Pinochets and Soehartos are not "gentlemen" as they would want us to believe, but derive their perverted notion of noble cultivation from social relations that existed in a long bygone barbaric feudal age, when greatness was defined by the amount of suffering one could inflict upon others. They now acquired a degree of utilitary value as mercenary instruments of the Western Alliance in the Cold War. That war is definitively over, and nobody has any use for them and their "values" any more, least of all the people of the own countries they once terrorized. They also have more than enough innocent blood on their hands to relinquish all claims on compassion.

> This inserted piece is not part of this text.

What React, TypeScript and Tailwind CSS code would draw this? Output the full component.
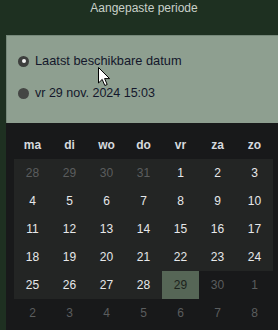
import React from "react";

const headers = ["ma", "di", "wo", "do", "vr", "za", "zo"];

type Cell = { d: number; muted: boolean; bg: "none" | "light" | "sel" };

const rows: Cell[][] = [
  [28, 29, 30, 31, 1, 2, 3].map((d, i) => ({ d, muted: i < 4, bg: "light" as const })),
  [4, 5, 6, 7, 8, 9, 10].map((d) => ({ d, muted: false, bg: "light" as const })),
  [11, 12, 13, 14, 15, 16, 17].map((d) => ({ d, muted: false, bg: "light" as const })),
  [18, 19, 20, 21, 22, 23, 24].map((d) => ({ d, muted: false, bg: "light" as const })),
  [25, 26, 27, 28, 29, 30, 1].map((d, i) => ({
    d,
    muted: i > 4,
    bg: i < 4 ? ("light" as const) : i === 4 ? ("sel" as const) : ("none" as const),
  })),
  [2, 3, 4, 5, 6, 7, 8].map((d) => ({ d, muted: true, bg: "none" as const })),
];

export default function App() {
  return (
    <div
      className="w-[278px] h-[330px] overflow-hidden bg-[#1e3021] flex flex-col"
      style={{ fontFamily: '"Liberation Sans", Arial, sans-serif' }}
    >
      <div className="h-[35px] flex justify-center pl-[10px] pt-[1px] text-[12px] text-[#c9d1c9] leading-[14px]">
        Aangepaste periode
      </div>
      <div className="ml-[6px] flex-1 flex flex-col">
        <div className="relative h-[88px] bg-[#8e9f90] border-t border-l border-[#76887a] flex flex-col pt-[18px] pl-[11px] gap-[18px]">
          <div className="flex items-center gap-[6px] h-[14px]">
            <div className="w-[11px] h-[11px] rounded-full bg-[#3d3f3d] flex items-center justify-center">
              <div className="w-[4px] h-[4px] rounded-full bg-[#f2f2f2]" />
            </div>
            <span className="text-[12.8px] leading-[14px] text-[#14172b]">Laatst beschikbare datum</span>
          </div>
          <div className="flex items-center gap-[6px] h-[14px]">
            <div className="w-[11px] h-[11px] rounded-full bg-[#444644]" />
            <span className="text-[12.5px] leading-[14px] text-[#14172b]">vr 29 nov. 2024 15:03</span>
          </div>
          <svg
            className="absolute left-[91px] top-[31px]"
            width="13"
            height="20"
            viewBox="0 0 13 20"
          >
            <path
              d="M0.5 0.5 L0.5 16 L4.2 12.4 L6.8 18.5 L9.2 17.5 L6.6 11.6 L11.6 11.6 Z"
              fill="#ffffff"
              stroke="#000000"
              strokeWidth="1"
              strokeLinejoin="miter"
            />
          </svg>
        </div>
        <div className="flex-1 bg-[#18191a] pl-[8px] pt-[15px]">
          <div className="grid grid-cols-[repeat(7,37px)] h-[21px] items-start">
            {headers.map((h) => (
              <div key={h} className="text-center text-[12px] font-bold text-[#d6d9de] leading-[14px]">
                {h}
              </div>
            ))}
          </div>
          <div className="grid grid-cols-[repeat(7,37px)]">
            {rows.flat().map((c, i) => (
              <div
                key={i}
                className={
                  "h-[28px] flex items-center justify-center text-[12px] leading-[14px] " +
                  (c.bg === "light"
                    ? "bg-[#232524] "
                    : c.bg === "sel"
                    ? "bg-[#566656] "
                    : "") +
                  (c.bg === "sel"
                    ? "text-[#1c221c]"
                    : c.muted
                    ? "text-[#5b5d5e]"
                    : "text-[#e6e8ea]")
                }
              >
                {c.d}
              </div>
            ))}
          </div>
        </div>
      </div>
    </div>
  );
}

It does not matter, whether Habibie and/or Wiranto are shouldering the "status quo" platform out of congenital complicity, or whether their declared commitment to reform is candidly honest and they are merely being instrumentalized by the Soeharto clique. The net effect remains the same.
We must be happy to see "all the king's men" gathered together in the recent joint Habibie-Wiranto ticket. This apparently meant that the developments have so much weakened the "status quo" cause, that they are compelled to gather their forces instead of allowing the two to compete independently as before. We can now be even happier by Wiranto's last minute abandonment of the ticket, as Habibie is ever more obviously acquiring the figure of a singking ship.
The choice between Habibie with or without Wiranto on one side, and either Megawati Soekarnoputri or Abdurrahman Wahid on the other side, is a choice between preservation of "Asian values" authoritarianism in some either overt or euphemized form on one side, and democratic reform on the other side. A true democratic new start presently only exists in the election of either Megawati Soekarnoputri or Abdurrahman Wahid, or a combined ticket of these two candidates.